### What is expected
Search the material and gather each line with "this" in it.

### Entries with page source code
__________________________________________________

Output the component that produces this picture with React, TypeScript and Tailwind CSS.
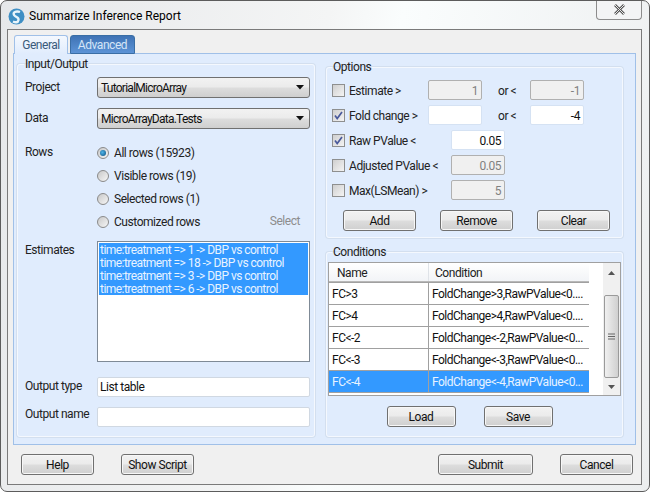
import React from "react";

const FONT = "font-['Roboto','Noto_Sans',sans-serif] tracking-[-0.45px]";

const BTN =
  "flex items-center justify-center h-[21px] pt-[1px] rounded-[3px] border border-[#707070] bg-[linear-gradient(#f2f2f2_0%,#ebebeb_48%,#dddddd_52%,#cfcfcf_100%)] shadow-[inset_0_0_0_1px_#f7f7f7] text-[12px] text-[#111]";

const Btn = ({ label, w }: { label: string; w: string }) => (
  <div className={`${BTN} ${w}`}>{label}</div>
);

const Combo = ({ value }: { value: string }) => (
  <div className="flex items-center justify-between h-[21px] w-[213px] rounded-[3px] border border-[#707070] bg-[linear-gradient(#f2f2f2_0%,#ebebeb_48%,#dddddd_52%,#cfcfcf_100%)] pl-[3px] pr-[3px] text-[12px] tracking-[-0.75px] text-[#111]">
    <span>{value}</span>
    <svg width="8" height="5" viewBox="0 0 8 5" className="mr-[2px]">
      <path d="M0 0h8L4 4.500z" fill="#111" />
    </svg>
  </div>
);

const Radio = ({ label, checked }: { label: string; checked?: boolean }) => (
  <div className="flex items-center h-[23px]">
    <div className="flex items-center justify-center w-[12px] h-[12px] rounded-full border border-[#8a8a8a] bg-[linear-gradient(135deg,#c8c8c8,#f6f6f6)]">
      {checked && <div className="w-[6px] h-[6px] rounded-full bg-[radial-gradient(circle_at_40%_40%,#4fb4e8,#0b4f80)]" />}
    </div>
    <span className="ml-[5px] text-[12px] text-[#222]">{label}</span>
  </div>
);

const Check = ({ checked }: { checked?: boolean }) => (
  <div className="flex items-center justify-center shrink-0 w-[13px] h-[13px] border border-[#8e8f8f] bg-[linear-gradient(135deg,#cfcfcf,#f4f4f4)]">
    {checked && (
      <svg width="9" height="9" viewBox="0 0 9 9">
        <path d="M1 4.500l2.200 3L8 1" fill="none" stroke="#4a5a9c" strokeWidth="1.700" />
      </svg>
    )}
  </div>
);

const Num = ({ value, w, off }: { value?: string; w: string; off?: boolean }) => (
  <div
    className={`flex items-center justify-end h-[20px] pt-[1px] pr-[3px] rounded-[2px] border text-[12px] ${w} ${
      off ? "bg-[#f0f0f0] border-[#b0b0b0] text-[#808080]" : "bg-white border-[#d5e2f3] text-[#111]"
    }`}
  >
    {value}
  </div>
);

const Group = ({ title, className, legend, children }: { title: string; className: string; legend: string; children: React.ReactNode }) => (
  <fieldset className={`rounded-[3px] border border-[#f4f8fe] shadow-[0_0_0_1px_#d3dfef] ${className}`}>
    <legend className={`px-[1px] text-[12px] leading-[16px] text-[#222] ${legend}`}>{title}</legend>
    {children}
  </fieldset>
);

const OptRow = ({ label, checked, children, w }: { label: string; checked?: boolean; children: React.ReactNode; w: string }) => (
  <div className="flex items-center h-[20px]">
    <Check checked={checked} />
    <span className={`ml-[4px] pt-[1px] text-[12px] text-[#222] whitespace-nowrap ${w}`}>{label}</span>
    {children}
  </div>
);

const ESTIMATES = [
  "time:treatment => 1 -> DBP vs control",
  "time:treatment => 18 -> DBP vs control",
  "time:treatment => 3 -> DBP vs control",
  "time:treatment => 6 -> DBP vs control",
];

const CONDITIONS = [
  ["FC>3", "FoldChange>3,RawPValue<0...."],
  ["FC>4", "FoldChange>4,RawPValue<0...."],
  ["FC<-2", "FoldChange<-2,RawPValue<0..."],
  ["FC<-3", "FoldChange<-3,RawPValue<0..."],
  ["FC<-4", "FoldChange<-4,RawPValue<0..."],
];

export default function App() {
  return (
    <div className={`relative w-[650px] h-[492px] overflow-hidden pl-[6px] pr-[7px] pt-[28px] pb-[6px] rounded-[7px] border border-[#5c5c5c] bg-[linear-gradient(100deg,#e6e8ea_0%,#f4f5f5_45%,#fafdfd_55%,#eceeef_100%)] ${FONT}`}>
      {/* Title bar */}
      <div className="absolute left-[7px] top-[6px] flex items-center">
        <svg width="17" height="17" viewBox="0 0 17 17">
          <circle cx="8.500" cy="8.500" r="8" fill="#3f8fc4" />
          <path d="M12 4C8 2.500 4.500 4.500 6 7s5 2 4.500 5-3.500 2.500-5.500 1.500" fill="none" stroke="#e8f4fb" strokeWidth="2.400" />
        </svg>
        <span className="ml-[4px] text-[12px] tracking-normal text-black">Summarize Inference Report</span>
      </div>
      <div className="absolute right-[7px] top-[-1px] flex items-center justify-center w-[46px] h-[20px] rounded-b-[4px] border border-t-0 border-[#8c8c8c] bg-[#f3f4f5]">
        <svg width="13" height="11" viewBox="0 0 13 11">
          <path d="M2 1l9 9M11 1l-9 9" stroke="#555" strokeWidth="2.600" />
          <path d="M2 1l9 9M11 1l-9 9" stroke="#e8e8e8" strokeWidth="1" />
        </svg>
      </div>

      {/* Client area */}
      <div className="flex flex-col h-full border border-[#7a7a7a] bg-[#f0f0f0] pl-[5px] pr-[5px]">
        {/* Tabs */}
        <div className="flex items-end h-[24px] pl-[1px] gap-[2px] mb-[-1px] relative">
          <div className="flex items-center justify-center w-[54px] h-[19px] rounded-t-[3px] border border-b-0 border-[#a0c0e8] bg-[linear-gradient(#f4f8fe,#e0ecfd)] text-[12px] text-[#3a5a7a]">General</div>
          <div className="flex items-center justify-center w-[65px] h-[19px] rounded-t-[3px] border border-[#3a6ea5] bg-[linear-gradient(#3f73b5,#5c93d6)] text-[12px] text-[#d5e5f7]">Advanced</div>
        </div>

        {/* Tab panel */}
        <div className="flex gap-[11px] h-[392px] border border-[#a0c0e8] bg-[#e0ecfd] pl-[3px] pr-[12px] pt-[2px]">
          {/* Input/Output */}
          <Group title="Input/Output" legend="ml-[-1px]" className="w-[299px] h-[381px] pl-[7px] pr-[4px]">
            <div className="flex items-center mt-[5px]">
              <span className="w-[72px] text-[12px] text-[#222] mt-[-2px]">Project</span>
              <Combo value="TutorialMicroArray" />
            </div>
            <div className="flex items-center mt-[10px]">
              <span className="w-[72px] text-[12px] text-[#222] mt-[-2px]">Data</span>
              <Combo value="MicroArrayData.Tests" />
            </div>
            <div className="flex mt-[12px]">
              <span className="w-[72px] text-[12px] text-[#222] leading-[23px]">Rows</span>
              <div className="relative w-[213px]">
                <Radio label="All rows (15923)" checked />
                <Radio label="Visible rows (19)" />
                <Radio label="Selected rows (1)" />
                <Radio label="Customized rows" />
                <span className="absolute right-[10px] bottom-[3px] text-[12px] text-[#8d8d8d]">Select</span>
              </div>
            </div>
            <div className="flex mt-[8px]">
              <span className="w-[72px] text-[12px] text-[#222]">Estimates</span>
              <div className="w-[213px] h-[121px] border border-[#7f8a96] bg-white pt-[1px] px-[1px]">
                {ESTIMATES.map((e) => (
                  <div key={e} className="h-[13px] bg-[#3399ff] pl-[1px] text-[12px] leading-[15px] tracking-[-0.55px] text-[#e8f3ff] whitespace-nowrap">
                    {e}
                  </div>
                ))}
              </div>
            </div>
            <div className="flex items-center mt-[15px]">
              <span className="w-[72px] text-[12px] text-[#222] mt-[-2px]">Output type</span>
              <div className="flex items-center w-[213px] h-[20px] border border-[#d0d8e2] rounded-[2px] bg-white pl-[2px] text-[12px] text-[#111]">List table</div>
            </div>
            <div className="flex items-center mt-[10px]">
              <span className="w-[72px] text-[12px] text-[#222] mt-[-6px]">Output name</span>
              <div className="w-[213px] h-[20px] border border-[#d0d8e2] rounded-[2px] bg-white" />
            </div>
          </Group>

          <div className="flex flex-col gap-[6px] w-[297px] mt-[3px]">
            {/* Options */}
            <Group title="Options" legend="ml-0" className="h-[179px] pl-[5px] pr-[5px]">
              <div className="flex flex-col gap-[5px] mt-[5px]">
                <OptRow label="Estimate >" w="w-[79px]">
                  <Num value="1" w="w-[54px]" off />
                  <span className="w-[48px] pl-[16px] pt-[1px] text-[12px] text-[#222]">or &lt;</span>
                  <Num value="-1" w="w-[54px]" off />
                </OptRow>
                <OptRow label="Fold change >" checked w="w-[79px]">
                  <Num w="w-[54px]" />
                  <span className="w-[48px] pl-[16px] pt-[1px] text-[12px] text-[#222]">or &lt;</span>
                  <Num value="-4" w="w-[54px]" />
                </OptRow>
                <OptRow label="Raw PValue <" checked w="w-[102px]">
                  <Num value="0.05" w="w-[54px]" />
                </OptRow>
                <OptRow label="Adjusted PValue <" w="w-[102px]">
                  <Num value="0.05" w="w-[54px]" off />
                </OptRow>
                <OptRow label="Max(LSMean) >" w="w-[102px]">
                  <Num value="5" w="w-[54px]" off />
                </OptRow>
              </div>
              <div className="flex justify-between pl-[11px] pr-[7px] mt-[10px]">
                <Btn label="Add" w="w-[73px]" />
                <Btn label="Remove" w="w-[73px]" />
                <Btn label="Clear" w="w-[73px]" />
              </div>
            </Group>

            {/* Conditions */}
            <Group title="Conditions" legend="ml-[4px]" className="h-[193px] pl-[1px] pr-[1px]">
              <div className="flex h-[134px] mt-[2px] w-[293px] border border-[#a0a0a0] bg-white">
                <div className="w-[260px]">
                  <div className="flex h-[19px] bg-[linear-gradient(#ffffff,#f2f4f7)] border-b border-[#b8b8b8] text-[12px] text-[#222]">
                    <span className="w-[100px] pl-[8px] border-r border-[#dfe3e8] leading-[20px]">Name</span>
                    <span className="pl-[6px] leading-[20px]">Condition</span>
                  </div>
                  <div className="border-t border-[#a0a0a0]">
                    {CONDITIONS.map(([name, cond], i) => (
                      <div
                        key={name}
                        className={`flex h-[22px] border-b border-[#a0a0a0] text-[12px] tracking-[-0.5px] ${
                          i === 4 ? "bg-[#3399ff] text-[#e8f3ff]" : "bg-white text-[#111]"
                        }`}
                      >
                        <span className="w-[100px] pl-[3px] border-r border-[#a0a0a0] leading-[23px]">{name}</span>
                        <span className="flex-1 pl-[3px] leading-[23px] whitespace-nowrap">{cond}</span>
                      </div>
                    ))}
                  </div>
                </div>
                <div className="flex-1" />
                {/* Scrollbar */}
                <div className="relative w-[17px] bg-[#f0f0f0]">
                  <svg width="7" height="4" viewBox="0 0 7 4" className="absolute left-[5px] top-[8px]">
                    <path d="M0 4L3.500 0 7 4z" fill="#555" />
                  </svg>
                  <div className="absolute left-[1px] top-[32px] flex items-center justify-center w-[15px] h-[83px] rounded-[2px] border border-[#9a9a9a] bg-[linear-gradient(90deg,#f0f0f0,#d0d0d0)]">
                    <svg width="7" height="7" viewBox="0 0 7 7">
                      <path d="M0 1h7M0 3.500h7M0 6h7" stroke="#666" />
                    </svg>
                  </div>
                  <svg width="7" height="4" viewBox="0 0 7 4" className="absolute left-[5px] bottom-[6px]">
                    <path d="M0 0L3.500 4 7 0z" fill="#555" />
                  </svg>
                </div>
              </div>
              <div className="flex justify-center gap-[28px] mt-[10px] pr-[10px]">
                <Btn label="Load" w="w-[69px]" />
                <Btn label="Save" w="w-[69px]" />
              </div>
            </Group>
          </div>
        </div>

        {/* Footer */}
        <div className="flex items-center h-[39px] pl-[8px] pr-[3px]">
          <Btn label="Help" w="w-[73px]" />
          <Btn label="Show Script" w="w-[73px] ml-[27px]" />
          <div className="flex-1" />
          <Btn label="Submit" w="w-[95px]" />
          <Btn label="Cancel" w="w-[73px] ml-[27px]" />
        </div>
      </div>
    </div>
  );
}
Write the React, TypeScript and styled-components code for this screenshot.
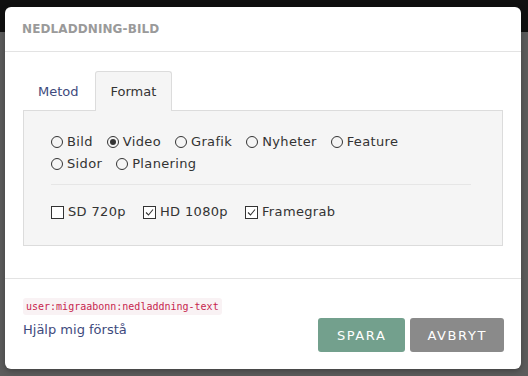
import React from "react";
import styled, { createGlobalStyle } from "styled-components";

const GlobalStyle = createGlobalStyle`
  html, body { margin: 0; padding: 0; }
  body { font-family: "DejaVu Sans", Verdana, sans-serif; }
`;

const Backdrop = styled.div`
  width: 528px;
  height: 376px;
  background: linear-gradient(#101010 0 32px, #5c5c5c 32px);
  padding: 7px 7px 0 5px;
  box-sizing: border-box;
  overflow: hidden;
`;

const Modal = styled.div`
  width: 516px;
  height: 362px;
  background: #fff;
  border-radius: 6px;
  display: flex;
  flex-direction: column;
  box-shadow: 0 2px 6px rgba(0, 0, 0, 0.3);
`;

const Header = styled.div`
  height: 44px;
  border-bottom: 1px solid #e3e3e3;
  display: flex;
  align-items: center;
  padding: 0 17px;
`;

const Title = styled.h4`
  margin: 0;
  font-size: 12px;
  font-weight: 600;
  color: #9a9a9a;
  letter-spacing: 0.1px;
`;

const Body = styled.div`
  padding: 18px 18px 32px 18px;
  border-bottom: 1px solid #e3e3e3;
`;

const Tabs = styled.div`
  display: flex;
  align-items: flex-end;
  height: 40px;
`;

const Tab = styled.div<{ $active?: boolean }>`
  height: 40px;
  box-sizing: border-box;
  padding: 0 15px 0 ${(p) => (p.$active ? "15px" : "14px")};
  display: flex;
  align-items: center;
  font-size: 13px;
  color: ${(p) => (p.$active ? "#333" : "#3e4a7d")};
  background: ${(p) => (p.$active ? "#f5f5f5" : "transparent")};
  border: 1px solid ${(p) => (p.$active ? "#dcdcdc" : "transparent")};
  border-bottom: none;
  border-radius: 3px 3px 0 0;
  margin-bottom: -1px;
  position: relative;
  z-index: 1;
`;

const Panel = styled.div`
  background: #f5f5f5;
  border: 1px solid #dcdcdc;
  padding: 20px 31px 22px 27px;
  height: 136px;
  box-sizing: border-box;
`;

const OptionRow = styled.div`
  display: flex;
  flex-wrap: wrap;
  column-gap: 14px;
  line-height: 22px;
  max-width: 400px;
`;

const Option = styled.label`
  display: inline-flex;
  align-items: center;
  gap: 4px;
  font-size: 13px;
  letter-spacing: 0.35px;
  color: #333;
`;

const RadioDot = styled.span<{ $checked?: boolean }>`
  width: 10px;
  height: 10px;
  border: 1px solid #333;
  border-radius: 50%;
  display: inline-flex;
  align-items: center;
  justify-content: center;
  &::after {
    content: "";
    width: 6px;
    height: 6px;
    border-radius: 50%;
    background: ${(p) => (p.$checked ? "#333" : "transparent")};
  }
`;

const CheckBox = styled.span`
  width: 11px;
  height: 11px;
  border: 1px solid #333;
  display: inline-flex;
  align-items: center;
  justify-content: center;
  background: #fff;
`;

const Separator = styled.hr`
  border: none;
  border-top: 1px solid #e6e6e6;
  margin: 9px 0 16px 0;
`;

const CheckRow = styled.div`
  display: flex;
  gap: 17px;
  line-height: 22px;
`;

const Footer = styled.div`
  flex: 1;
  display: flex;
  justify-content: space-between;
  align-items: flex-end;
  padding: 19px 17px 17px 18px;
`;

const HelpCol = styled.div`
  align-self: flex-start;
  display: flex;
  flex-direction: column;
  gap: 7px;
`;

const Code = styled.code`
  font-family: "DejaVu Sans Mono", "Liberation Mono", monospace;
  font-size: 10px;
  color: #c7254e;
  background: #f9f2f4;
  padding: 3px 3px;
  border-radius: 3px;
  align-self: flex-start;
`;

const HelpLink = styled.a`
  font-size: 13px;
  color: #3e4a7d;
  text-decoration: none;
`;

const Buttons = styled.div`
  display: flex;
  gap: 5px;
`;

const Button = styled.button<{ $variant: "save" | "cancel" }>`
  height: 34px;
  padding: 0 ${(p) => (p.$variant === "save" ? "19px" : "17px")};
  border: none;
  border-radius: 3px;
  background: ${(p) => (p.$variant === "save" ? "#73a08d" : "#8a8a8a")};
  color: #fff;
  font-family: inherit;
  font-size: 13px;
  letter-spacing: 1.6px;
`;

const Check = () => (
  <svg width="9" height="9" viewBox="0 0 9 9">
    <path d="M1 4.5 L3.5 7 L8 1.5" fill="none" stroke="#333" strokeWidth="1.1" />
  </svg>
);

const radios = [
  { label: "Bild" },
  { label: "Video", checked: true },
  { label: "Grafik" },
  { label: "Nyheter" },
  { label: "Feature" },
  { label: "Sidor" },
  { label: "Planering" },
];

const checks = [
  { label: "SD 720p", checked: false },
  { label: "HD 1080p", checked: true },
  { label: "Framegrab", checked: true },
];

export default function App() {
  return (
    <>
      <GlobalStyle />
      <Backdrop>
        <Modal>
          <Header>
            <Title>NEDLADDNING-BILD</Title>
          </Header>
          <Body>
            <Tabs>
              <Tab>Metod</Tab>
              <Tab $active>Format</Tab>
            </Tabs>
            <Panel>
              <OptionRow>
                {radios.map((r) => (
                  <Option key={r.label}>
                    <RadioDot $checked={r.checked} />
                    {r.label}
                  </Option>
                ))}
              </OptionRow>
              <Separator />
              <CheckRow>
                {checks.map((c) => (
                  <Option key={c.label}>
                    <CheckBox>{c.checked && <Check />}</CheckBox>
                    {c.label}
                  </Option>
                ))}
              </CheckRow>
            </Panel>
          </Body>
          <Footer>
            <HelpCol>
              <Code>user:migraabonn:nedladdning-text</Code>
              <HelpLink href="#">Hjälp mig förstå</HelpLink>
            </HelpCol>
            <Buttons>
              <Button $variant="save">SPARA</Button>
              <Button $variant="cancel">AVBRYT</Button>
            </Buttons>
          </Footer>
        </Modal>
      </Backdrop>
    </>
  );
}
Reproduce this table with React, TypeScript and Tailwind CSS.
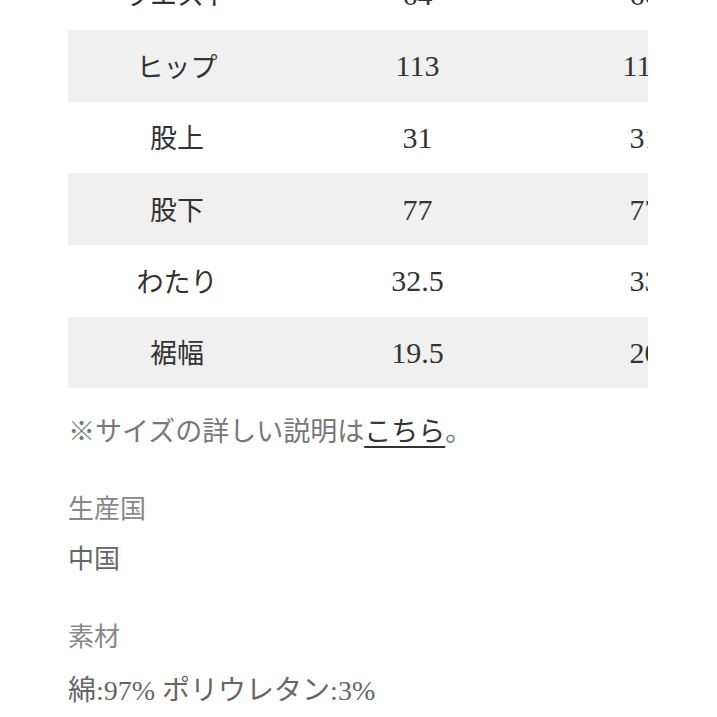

__________________________________________________

### The completed task
Output the component that produces this picture with React, TypeScript and Tailwind CSS.
Write the React, TypeScript and styled-components code for this screenshot.
Reproduce this table with React, TypeScript and Tailwind CSS.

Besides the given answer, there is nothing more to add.